D’abord parce que la mission de l’hôpital public a tellement changé que les hôpitaux sont dans l’impossibilité d’assumer leurs responsabilités. D’où les files d’attente aux urgence, d’où le manque de lits et le déficit de mobilité entre l’hôpital de jour et, par exemple, les soins ambulatoires.

Ensuite, parce que les budgets de la sécurité sociale sont tels, que les directeurs d’hôpitaux ne peuvent pas créer d’emplois. Il fallait donc allonger la durée du service.

Enfin, il fallait aussi protéger la qualité des soins. L’application impérative des 35 heures ne permettait absolument plus d’atteindre ces trois objectifs et notamment la qualité des soins. L'absentéisme, le turn-over, l’accumulation des congés non pris, mettait l’hôpital en permanence entre le burnout et l’asphyxie.

Le résultat, c'est que très souvent les RTT ne sont pas prises. Elles s’accumulent dans des comptes temps, et l’hôpital fait appel à des intérimaires. Ingérable. Quand les 35 heures ont été appliquées c’était supportable. Depuis une quinzaine d’années, c’est l’étouffement.

Le projet en discussion vise évidement à allonger la durée du travail quotidien, sans doute jusqu’à 7 heures par jour, mais cela dépendra beaucoup des services et des fonctions. Les syndicats qui ont déjà engagé la négociation pensent qu'il restera en gros 10 jours de RTT par an.

Leproblème sera de négocier les contreparties. Là encore le climat semble s’orienter vers un compromis, un peu comme dans certains établissements privés qui sont déjà sortis du système. Le compromis partagerait le résultat de l’effort consenti par les personnels en trois tiers. Un tiers pour les assurés sociaux en baisse de coûts, un tiers en investissement et un tiers en rémunération compensatoire.

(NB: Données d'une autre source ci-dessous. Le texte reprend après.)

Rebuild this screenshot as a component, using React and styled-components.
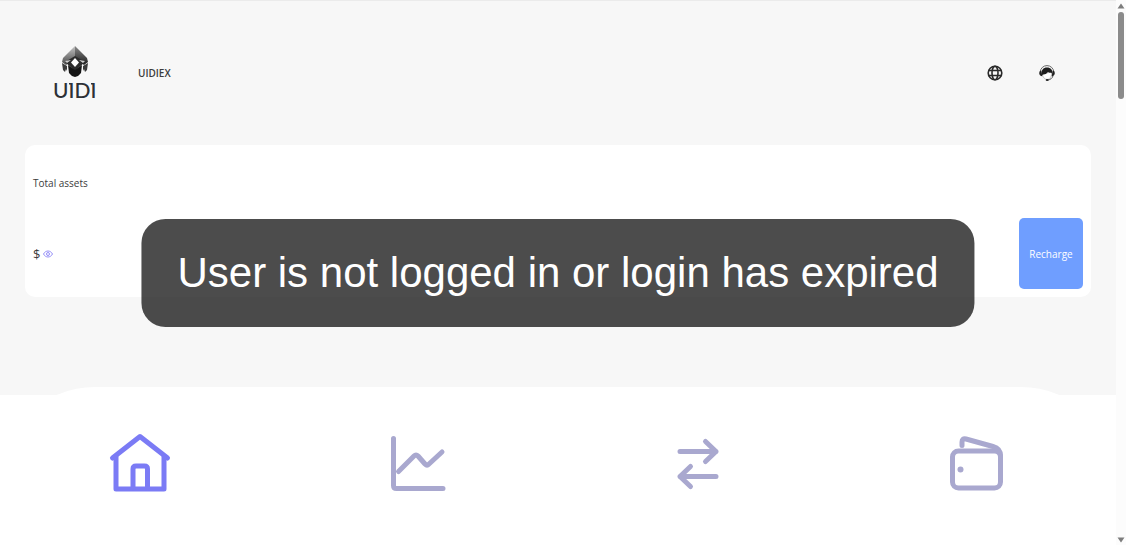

Alors, que les négociations sont déjà engagées, tout le monde joue le bras de fer. Les syndicats menacent d’une grevé longue et dure, les directions menacent de fermer des services entiers et de débaucher en proposant des regroupements.

Mais tout cela relève du jeu politique et syndical. Tout le monde est conscient qu’il faudra trouver une porte de sortie. Les personnels craignent de perdre 15 à 20 jours de RTT mais ils reconnaissent qu’ils ne pouvaient pas les prendre. Et mieux vaut perdre 15 jours de RTT plutôt que son emploi.

La réforme serait donc en bonne voie. Ce serait la premier fois que dans une entreprise publique, on trouve un compromis aussi important. La conjoncture et la situation financière catastrophique du système de santé ont rendu les acteurs plus responsables. La patience et le talent de pédagogue du directeur de l'AP-HP a aussi permis de mettre l’huile qu'il fallait.

Le problème sera plus difficile en province dans les hôpitaux locaux, parce qu'ils sont souvent présidés par le Maire. La difficulté dans cette affaire, c’est que pour réformer une institution importante en France, on s’aperçoit une fois de plus qu’il faut tangenter la catastrophe.

Si la crise rend intelligente la gauche au pouvoir, on en viendra à souhaiter qu’elle s’aggrave pour que la société française puisse enfin se réformer.